77. Lord Hale thinks that the jurisdiction of the council was gradually "brought into great disuse, though there remain some straggling footsteps of their proceedings till near 3 H. 7."—P. 38. "The continual complaints of the commons against the proceedings before the council in causes civil or criminal, although they did not always attain their concession, yet brought a disreputation upon the proceedings of the council, as contrary to Magna Charta and the known laws."—P. 39. He seems to admit afterwards, however, that many instances of proceedings before them in criminal causes might be added to those mentioned by Lord Coke. P. 43.
The paucity of records about the time of Edward IV. renders the negative argument rather weak; but, from the expression of Sir Thomas Smith in the text, it may perhaps be inferred that the council had intermitted in a considerable degree, though not absolutely disused, their exercise of jurisdiction for some time before the accession of the house of Tudor.
Mr. Brodie, in his History of the British Empire under Charles I., i. 158, has treated at considerable length, and with much acuteness, this subject of the antiquity of the star-chamber.

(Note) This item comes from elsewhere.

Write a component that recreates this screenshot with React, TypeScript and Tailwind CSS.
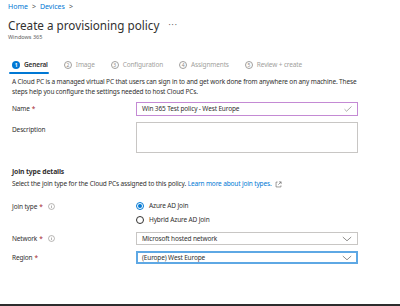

I do not coincide in all his positions; but the only one very important, is that wherein we fully agree, that its jurisdiction was chiefly usurped, as well as tyrannical.
I will here observe that this part of our ancient constitutional history is likely to be elucidated by a friend of my own, who has already given evidence to the world of his singular competence for such an undertaking, and who unites, with all the learning and diligence of Spelman, Prynne, and Madox, an acuteness and vivacity of intellect which none of those writers possessed.
78. Commonwealth of England, book 3, c. 4. We find Sir Robert Sheffield in 1517 "put into the Tower again for the complaint he made to the king of my lord cardinal." Lodge's Illustrations, i. p. 27. See also Hall, p. 585, for Wolsey's strictness in punishing the "lords, knights, and men of all sorts, for riots, bearing, and maintenance.
79. Plowden's Commentaries, 393. In the year-book itself, 8 H. 7, pl. ult. the word star-chamber is not used. It is held in this case, that the chancellor, treasurer, and privy-seal were the only judges, and the rest but assistants. Coke, 4 Inst. 62, denies this to be law; but on no better grounds than that the practice of the star-chamber, that is, of a different tribunal, was not such.
80. Hist. of Henry VII. in Bacon's works, ii. p. 290.